Technology’s effect on banking
“Technology has changed the banking world,” asserts Valenti. “Today’s banks reflect the move to online banking with real-time payments, image banking (remote-deposit capture), instant security alerts, and access to client information [24/7]. Consumers want many of their banking interactions on a mobile platform, while their personal banking interactions reflect a need for assistance with more complex situations. The branch footprints have changed as a result, with a reduced allocation of square footage and more interior space reserved for consultation. That’s because branches have become financial centers that offer not only access to cash, deposits, and loans but also wealth-management and risk-management advice.”

Competitive changes
The world of competition has also changed. “When I started in banking, the community banks competed against each other,” Valenti posits. “Today, community banks compete against money-center banks, large credit unions, and more recently, alternative banking options. (The alternative banks or neobanks include credit-card issuers such as Walmart, online payment processors such as PayPal, and crowd-banking firms such as LendingClub and Kickstarter.) The challenge for a community bank with $5 billion in assets is how to compete technologically with a [national or international] bank that has far more resources to invest in innovation.”

For a marketer, perhaps the biggest change is the amount of data available on customers and prospects and the ability to segment the marketplace and target promotions and communications. “The digital world has given bank marketers the tools to create analytics by which to measure the results of our efforts,” observes Valenti. “The old adage that ‘half of our advertising worked, we just didn’t know which half’ has been replaced by the capacity to know exactly what works and what doesn’t. We need to know our audience better in order to tailor our offers and to communicate [via the proper channel]. 

Since banks have become financial centers offering not just deposits and loans, but also insurance and investment products and advice, marketers also have a challenge to understand the complexity and variety of our options. Bank marketers today are dealing with a better educated consumer and also a marketplace in which women are taking a larger role in financial decision-making. To respond, we really need to understand the consumer’s needs,” Valenti says.

Having cited significant marketing changes over the past 35 years, Valenti notes what hasn’t changed. “We are still in the long-term relationship business, she stresses. “The idea of knowing your customer, going the extra mile, and offering outstanding service doesn’t change even if the means of delivering it does. Tompkins Financial is a holding company for four community banks. That means we are part of each community we serve, whether it’s volunteering or supporting nonprofit organizations financially. Each bank has a local president who lives in the community. That’s how to build relationships and stay current. All of our employees have to reflect the values of the bank and understand the importance of the customer. Our commitment to valuing long-term success above short-term opportunities is more than how well we market and how many branches we have; it’s our reputation, our brand. What ultimately matters is the trust we have established with the public.”

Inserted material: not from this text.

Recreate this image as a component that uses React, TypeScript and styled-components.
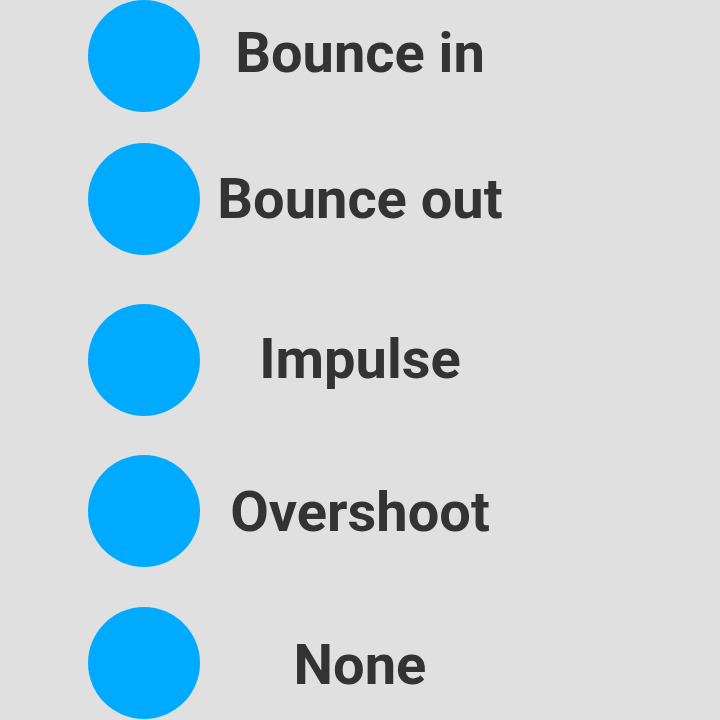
import React from "react";
import styled, { createGlobalStyle } from "styled-components";

const GlobalStyle = createGlobalStyle`
  html, body {
    margin: 0;
    padding: 0;
    background: #e0e0e0;
  }
  body {
    font-family: Roboto, "Liberation Sans", sans-serif;
  }
`;

const items = [
  { label: "Bounce in", top: 0, shift: -3 },
  { label: "Bounce out", top: 31, shift: 0 },
  { label: "Impulse", top: 49, shift: -1 },
  { label: "Overshoot", top: 39, shift: 1 },
  { label: "None", top: 40, shift: 2 },
];

const App = () => {
  return (
    <Main>
      <GlobalStyle />
      {items.map((el) => (
        <Row key={el.label} top={el.top}>
          <Dot />
          <Label shift={el.shift}>{el.label}</Label>
        </Row>
      ))}
    </Main>
  );
};

export default App;

const Main = styled.div`
  width: 720px;
  height: 720px;
  overflow: hidden;
  background: #e0e0e0;
  display: flex;
  flex-direction: column;
`;

const Row = styled.div<{ top: number }>`
  display: grid;
  grid-template-columns: 112px 320px;
  align-items: center;
  padding-left: 88px;
  margin-top: ${({ top }) => top}px;
  height: 112px;
  flex-shrink: 0;
`;

const Dot = styled.div`
  width: 112px;
  height: 112px;
  border-radius: 50%;
  background: #00aaff;
`;

const Label = styled.div<{ shift: number }>`
  text-align: center;
  font-size: 56px;
  font-weight: 700;
  line-height: 1;
  color: #333333;
  white-space: nowrap;
  transform: translateY(${({ shift }) => shift}px);
`;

Valenti joined Tompkins Financial in March 2012. Her 35-year career in banking marketing/communications has included the following disciplines: advertising, events, collateral, promotion, database marketing, online, public relations, and internal communications. Between 2004 and 2007, she led the rebranding effort at JPMorgan Chase to integrate Bank One, and she also was responsible for rebranding the Bank of New York branches. Valenti earned her M.B.A. from the Simon School at the University of Rochester in 1984.

Tompkins Financial (NYSE MKT: TMP), with headquarters in Ithaca, is the holding company for four banks: Tompkins Trust Co., The Bank of Castile, Mahopac Bank, and VIST Bank. The holding company also includes Tompkins Insurance Agencies, Inc. and Tompkins Financial Advisors, a wealth-management firm. 

Tompkins Financial serves an area from Central New York to Western New York, the Hudson Valley, and Southeastern Pennsylvania. The 2013 corporate year-end statement reported $5 billion in assets and $50.9 million in net income. At the end of 2013, Tompkins Financial employed 989 people and had 66 banking offices and 84 ATMs.